For $p$ odd prime and an elliptic curve $E/\Bbb{F}_p$ with $E[p] \ne O$

• The Frobenius $\phi(x,y) = (x^p,y^p)$ is inseparable of degree $p$, with $\phi^* $ its dual isogeny $[p] = \phi^* \phi$ is inseparable thus $\#E[p]=\deg_s([p])$ can't be $p^2$ so it must be $= p$ which implies $\# E[p^n]=\deg_s([p^n]) = p^n$, whence $E[p^n]$ is cyclic $= \langle Q_n \rangle,[p] Q_n= Q_{n-1}$.

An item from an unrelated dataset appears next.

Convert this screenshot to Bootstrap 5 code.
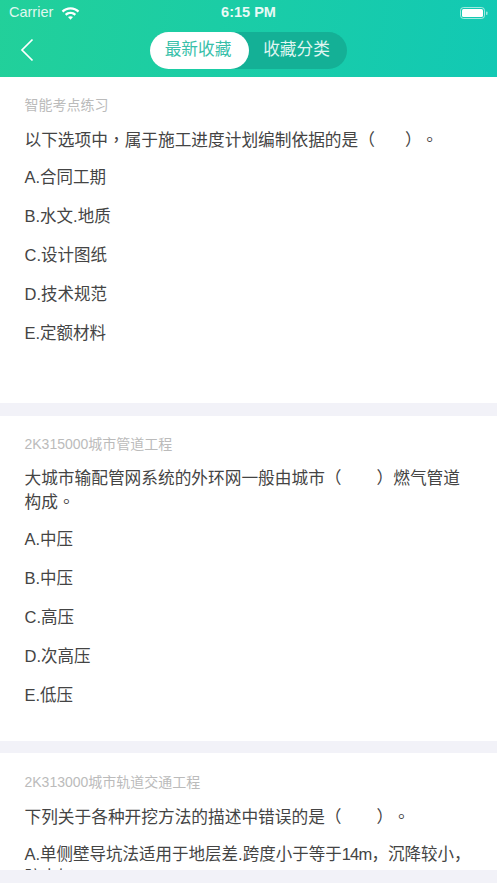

• $\Bbb{Z}_p \cong End(E[p^\infty]) $ through the isomorphism $b \mapsto (mQ_n \mapsto [b m \bmod p^n] Q_n)$

• The ring homomorphism $End_{\overline{\Bbb{F}}_p}(E) \to End(E[p^\infty])$ is injective since isogenies have finite kernel, whence $End_{\overline{\Bbb{F}}_p}(E)$ is a commutative subring of $\Bbb{Z}_p$

• $[\#E(\Bbb{F}_p)] = [\deg(\phi-1)] = (\phi^*-1)(\phi-1)= [p+1-tr(\phi)]$, $[tr(\phi)] = \phi+\phi^* \in End_{\overline{\Bbb{F}}_p}(E)\cap \Bbb{Z}$

  Let $H(T)=T^2-tr(\phi) T+p\in \Bbb{Z}[T]$. Since $H(\phi)=0\in End_{\overline{\Bbb{F}}_p}(E)$ and $\deg(\phi) = p$ then $\phi$ is not $\in \Bbb{Q}\cap End_{\overline{\Bbb{F}}_p}(E)$ whence $H(T)$ is $\phi$'s $\Bbb{Q}$-minimal polynomial and (since any endomorphism $u$ is a root of $T^2-tr(u)T + \deg(u)$) then $End_{\overline{\Bbb{F}}_p}(E)$ is a subring of $O_K, K= \Bbb{Q}[T]/(H(T))$

• The map $f : \Bbb{Z}[\phi] \to End(E[p^\infty]) \to \Bbb{Z}_p$ is a ring homomorphism and it has no integer in its kernel thus it is injective.

• For some $s \in 0,1$ $$f(\phi) = \frac{tr(\phi) + (-1)^s tr(\phi)\sqrt{1 - \frac{4p}{tr(\phi)^2}}}{2} \in \Bbb{Z}_p$$ (with Hensel lemma $\sqrt{1 - \frac{4p}{tr(\phi)}}$ is in $\Bbb{Z}_p$ since $[p] =\phi^*\phi \implies p \nmid tr(\phi)$)

• $End_{\overline{\Bbb{F}}_p}(E) \otimes_\Bbb{Z} \Bbb{Q}_p = \Bbb{Q}_p+\phi \Bbb{Q}_p $ and the homomorphism $\Bbb{Q}_p+\phi \Bbb{Q}_p \to \Bbb{Q}_p, \phi \mapsto f(\phi)$ has kernel $\{ a+b\phi,a=- f(\phi)b\in \Bbb{Q}_p \}$

• $\lim_{n \to \infty} \phi^{n!}-1$ is in the kernel but I don't see why $\lim_{n \to \infty} \phi^n$ should converge in $\Bbb{Q}_p+\phi \Bbb{Q}_p$

Answer 2

Adapted from the other answer:

The sequence $f_n = \phi^{n!}-1$ is Cauchy since the difference of consecutive terms is $\mathbb \phi^{n!}(\phi^n - 1)$. The $\phi^{n!}$ kills a large subgroup of $\mu_{p^\infty}$ part while $\phi^n-1$ kills a large subgroup of the etale torsion contained in $E[\mathbb F_{q^n}]$. Therefore, in all, it kills a large subgroup of $E[p^\infty]$.

For the same reason, the limit acts as $0$ on the Tate module.

On the other hand, the limit is not zero in $\mathbb O_K\otimes \mathbb Q_p$ because $\phi^{n!}-1$ acts as $-1$ on the $\mu_{p^\infty}$ part and therefore is not divisible by $p^n$.